__AIM__
Retype the listing that follows, exactly as written.

__SOURCE DATA__

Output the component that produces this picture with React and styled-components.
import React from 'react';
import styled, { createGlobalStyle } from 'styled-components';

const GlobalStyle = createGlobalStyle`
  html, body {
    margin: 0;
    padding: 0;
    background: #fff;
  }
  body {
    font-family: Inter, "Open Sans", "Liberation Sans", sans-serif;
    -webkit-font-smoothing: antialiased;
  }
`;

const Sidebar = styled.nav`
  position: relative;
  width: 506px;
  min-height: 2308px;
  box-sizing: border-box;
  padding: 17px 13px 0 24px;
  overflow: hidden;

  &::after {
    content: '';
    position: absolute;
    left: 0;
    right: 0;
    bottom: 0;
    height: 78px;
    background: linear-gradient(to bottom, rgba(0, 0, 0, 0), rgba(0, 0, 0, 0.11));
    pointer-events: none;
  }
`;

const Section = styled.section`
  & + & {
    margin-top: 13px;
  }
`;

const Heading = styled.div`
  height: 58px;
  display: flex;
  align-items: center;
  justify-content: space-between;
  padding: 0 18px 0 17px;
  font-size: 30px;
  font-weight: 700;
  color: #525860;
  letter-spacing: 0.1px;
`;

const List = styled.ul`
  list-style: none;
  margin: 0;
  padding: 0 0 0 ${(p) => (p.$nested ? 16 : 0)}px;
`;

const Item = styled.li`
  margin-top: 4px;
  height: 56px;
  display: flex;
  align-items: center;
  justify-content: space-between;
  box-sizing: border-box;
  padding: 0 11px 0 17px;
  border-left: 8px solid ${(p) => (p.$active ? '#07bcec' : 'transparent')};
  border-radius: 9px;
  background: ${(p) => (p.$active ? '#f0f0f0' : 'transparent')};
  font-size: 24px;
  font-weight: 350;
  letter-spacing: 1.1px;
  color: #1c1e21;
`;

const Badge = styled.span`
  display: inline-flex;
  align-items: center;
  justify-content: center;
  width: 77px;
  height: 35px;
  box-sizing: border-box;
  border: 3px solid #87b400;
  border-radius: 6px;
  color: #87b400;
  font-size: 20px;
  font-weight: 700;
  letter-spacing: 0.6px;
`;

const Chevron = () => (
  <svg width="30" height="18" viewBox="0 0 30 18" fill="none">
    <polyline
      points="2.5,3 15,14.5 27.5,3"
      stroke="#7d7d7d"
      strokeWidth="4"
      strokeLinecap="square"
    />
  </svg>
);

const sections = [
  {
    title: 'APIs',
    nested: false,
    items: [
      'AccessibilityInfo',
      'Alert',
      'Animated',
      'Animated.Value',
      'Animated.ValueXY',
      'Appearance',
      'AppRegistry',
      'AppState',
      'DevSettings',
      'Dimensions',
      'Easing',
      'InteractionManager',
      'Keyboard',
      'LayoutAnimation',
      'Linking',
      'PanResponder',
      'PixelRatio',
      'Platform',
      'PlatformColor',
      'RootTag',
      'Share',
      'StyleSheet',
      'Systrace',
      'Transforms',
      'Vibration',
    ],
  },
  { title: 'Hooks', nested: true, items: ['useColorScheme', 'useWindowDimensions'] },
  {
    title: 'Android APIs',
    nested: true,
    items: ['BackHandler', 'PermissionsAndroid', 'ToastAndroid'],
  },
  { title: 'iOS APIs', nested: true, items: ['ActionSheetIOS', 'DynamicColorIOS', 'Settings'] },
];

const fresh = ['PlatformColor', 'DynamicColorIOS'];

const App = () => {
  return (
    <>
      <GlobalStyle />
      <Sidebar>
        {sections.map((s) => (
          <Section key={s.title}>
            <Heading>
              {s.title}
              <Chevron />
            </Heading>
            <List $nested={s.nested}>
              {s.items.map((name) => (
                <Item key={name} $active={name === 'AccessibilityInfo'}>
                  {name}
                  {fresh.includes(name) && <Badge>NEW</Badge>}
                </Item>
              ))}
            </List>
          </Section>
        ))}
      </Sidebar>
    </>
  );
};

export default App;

__SOLUTION TO THE EXERCISE__
Output the component that produces this picture with React and styled-components.
import React from 'react';
import styled, { createGlobalStyle } from 'styled-components';

const GlobalStyle = createGlobalStyle`
  html, body {
    margin: 0;
    padding: 0;
    background: #fff;
  }
  body {
    font-family: Inter, "Open Sans", "Liberation Sans", sans-serif;
    -webkit-font-smoothing: antialiased;
  }
`;

const Sidebar = styled.nav`
  position: relative;
  width: 506px;
  min-height: 2308px;
  box-sizing: border-box;
  padding: 17px 13px 0 24px;
  overflow: hidden;

  &::after {
    content: '';
    position: absolute;
    left: 0;
    right: 0;
    bottom: 0;
    height: 78px;
    background: linear-gradient(to bottom, rgba(0, 0, 0, 0), rgba(0, 0, 0, 0.11));
    pointer-events: none;
  }
`;

const Section = styled.section`
  & + & {
    margin-top: 13px;
  }
`;

const Heading = styled.div`
  height: 58px;
  display: flex;
  align-items: center;
  justify-content: space-between;
  padding: 0 18px 0 17px;
  font-size: 30px;
  font-weight: 700;
  color: #525860;
  letter-spacing: 0.1px;
`;

const List = styled.ul`
  list-style: none;
  margin: 0;
  padding: 0 0 0 ${(p) => (p.$nested ? 16 : 0)}px;
`;

const Item = styled.li`
  margin-top: 4px;
  height: 56px;
  display: flex;
  align-items: center;
  justify-content: space-between;
  box-sizing: border-box;
  padding: 0 11px 0 17px;
  border-left: 8px solid ${(p) => (p.$active ? '#07bcec' : 'transparent')};
  border-radius: 9px;
  background: ${(p) => (p.$active ? '#f0f0f0' : 'transparent')};
  font-size: 24px;
  font-weight: 350;
  letter-spacing: 1.1px;
  color: #1c1e21;
`;

const Badge = styled.span`
  display: inline-flex;
  align-items: center;
  justify-content: center;
  width: 77px;
  height: 35px;
  box-sizing: border-box;
  border: 3px solid #87b400;
  border-radius: 6px;
  color: #87b400;
  font-size: 20px;
  font-weight: 700;
  letter-spacing: 0.6px;
`;

const Chevron = () => (
  <svg width="30" height="18" viewBox="0 0 30 18" fill="none">
    <polyline
      points="2.5,3 15,14.5 27.5,3"
      stroke="#7d7d7d"
      strokeWidth="4"
      strokeLinecap="square"
    />
  </svg>
);

const sections = [
  {
    title: 'APIs',
    nested: false,
    items: [
      'AccessibilityInfo',
      'Alert',
      'Animated',
      'Animated.Value',
      'Animated.ValueXY',
      'Appearance',
      'AppRegistry',
      'AppState',
      'DevSettings',
      'Dimensions',
      'Easing',
      'InteractionManager',
      'Keyboard',
      'LayoutAnimation',
      'Linking',
      'PanResponder',
      'PixelRatio',
      'Platform',
      'PlatformColor',
      'RootTag',
      'Share',
      'StyleSheet',
      'Systrace',
      'Transforms',
      'Vibration',
    ],
  },
  { title: 'Hooks', nested: true, items: ['useColorScheme', 'useWindowDimensions'] },
  {
    title: 'Android APIs',
    nested: true,
    items: ['BackHandler', 'PermissionsAndroid', 'ToastAndroid'],
  },
  { title: 'iOS APIs', nested: true, items: ['ActionSheetIOS', 'DynamicColorIOS', 'Settings'] },
];

const fresh = ['PlatformColor', 'DynamicColorIOS'];

const App = () => {
  return (
    <>
      <GlobalStyle />
      <Sidebar>
        {sections.map((s) => (
          <Section key={s.title}>
            <Heading>
              {s.title}
              <Chevron />
            </Heading>
            <List $nested={s.nested}>
              {s.items.map((name) => (
                <Item key={name} $active={name === 'AccessibilityInfo'}>
                  {name}
                  {fresh.includes(name) && <Badge>NEW</Badge>}
                </Item>
              ))}
            </List>
          </Section>
        ))}
      </Sidebar>
    </>
  );
};

export default App;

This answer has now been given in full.